* **SOURCE RECORDS**:
+ + + +
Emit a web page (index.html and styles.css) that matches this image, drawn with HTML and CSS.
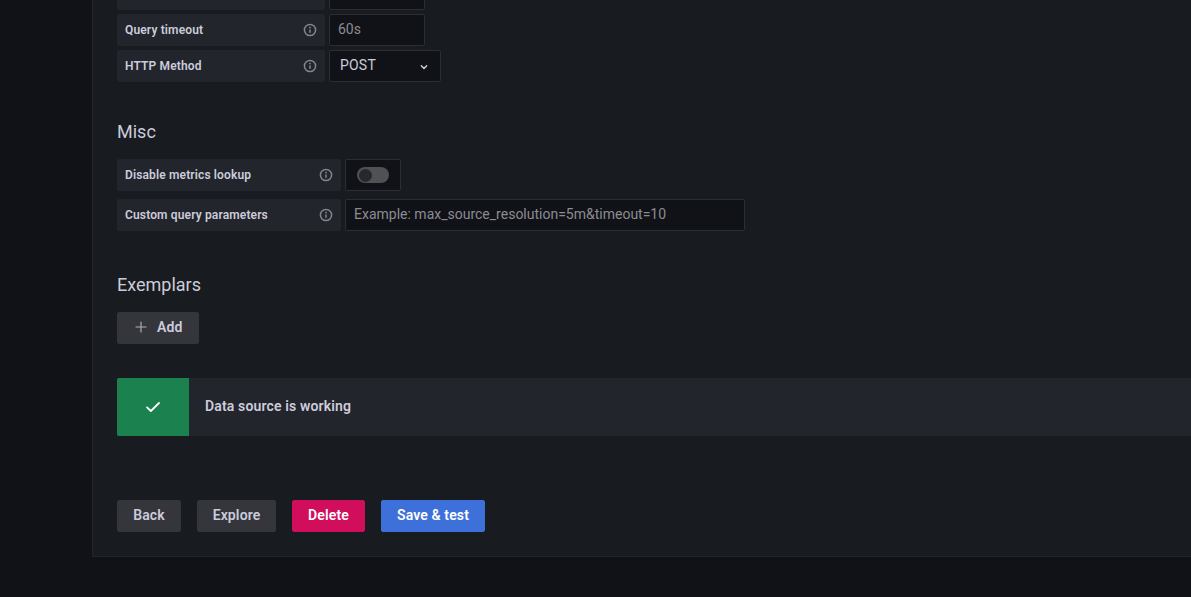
+ + + +
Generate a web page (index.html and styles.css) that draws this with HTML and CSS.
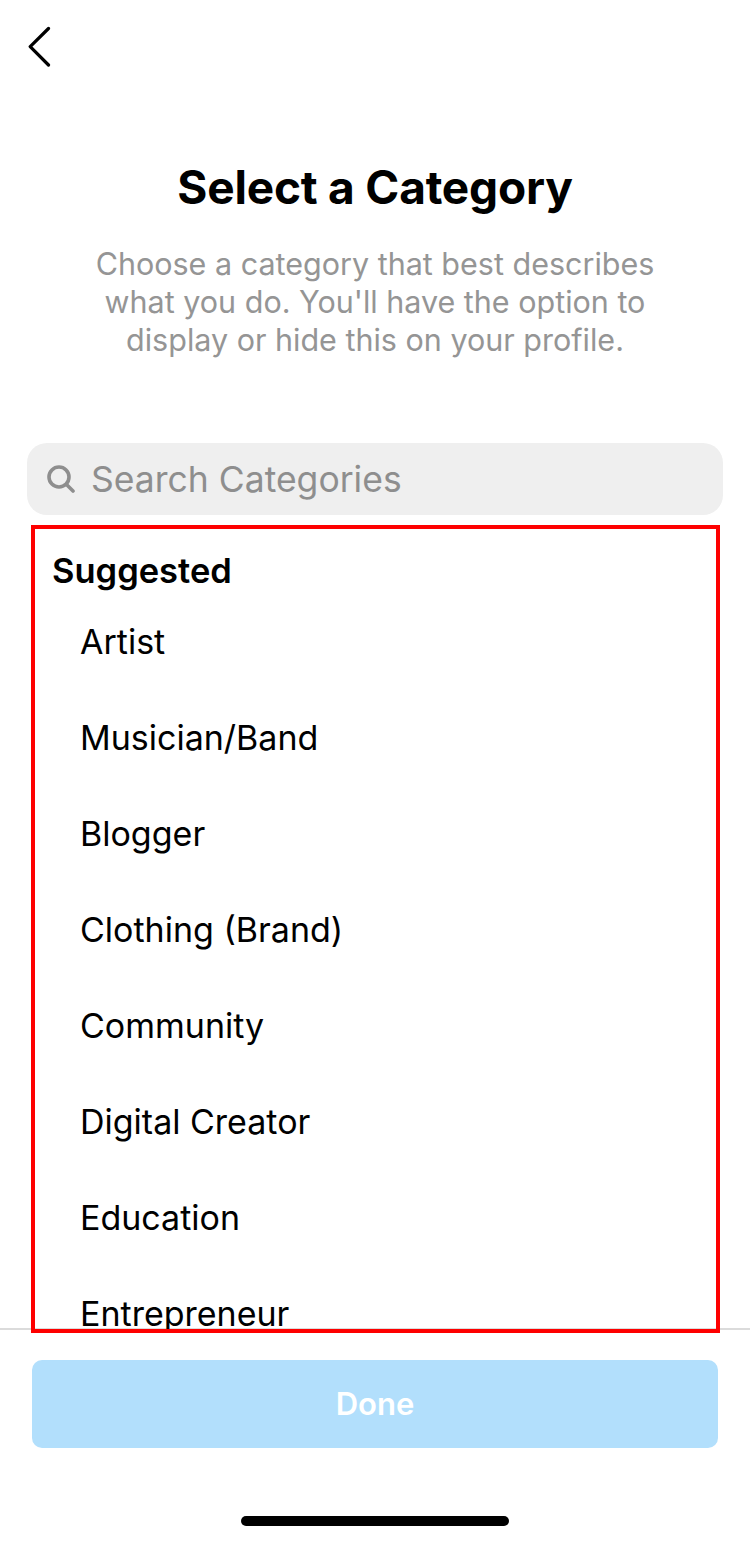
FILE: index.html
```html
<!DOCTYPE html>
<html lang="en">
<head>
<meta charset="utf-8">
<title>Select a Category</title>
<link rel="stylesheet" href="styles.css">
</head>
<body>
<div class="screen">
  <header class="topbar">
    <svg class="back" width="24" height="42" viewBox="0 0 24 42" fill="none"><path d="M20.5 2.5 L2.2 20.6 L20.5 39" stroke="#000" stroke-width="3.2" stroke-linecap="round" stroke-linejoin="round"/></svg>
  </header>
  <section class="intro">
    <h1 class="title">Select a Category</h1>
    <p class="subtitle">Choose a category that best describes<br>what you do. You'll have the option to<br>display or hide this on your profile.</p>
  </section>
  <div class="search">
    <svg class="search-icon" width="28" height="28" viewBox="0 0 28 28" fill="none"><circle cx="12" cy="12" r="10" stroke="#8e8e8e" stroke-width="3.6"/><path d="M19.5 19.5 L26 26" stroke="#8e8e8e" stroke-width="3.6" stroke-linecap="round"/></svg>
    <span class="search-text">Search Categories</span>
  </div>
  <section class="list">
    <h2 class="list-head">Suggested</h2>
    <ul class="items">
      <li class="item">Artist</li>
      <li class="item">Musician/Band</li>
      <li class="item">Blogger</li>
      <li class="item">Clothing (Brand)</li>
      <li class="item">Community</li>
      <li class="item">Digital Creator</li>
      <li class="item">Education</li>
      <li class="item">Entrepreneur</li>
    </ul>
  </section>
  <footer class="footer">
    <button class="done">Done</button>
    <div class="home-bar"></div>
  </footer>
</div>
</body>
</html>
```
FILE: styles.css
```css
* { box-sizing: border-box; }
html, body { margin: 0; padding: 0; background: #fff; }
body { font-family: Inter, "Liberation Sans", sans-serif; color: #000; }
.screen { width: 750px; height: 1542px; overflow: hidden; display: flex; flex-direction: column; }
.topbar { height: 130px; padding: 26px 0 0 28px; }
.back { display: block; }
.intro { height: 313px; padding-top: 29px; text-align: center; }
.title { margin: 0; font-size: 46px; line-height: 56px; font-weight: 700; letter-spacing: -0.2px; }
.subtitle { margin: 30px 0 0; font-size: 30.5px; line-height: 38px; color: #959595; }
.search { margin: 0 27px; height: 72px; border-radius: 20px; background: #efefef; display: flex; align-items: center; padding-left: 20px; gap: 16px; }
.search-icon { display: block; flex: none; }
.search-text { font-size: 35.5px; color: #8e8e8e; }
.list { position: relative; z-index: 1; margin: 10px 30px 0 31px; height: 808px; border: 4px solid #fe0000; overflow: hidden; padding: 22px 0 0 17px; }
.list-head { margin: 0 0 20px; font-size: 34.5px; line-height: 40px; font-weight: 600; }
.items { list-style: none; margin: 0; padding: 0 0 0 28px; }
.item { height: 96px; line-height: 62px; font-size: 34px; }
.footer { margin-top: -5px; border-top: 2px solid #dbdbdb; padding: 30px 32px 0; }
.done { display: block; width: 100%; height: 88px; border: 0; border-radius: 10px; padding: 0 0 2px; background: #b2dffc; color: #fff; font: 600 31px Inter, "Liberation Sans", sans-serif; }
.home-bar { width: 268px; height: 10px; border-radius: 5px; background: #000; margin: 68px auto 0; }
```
+ + + +
Show the lines of the records that include the string "with".

* **FINAL RESULT**:
Emit a web page (index.html and styles.css) that matches this image, drawn with HTML and CSS.
Generate a web page (index.html and styles.css) that draws this with HTML and CSS.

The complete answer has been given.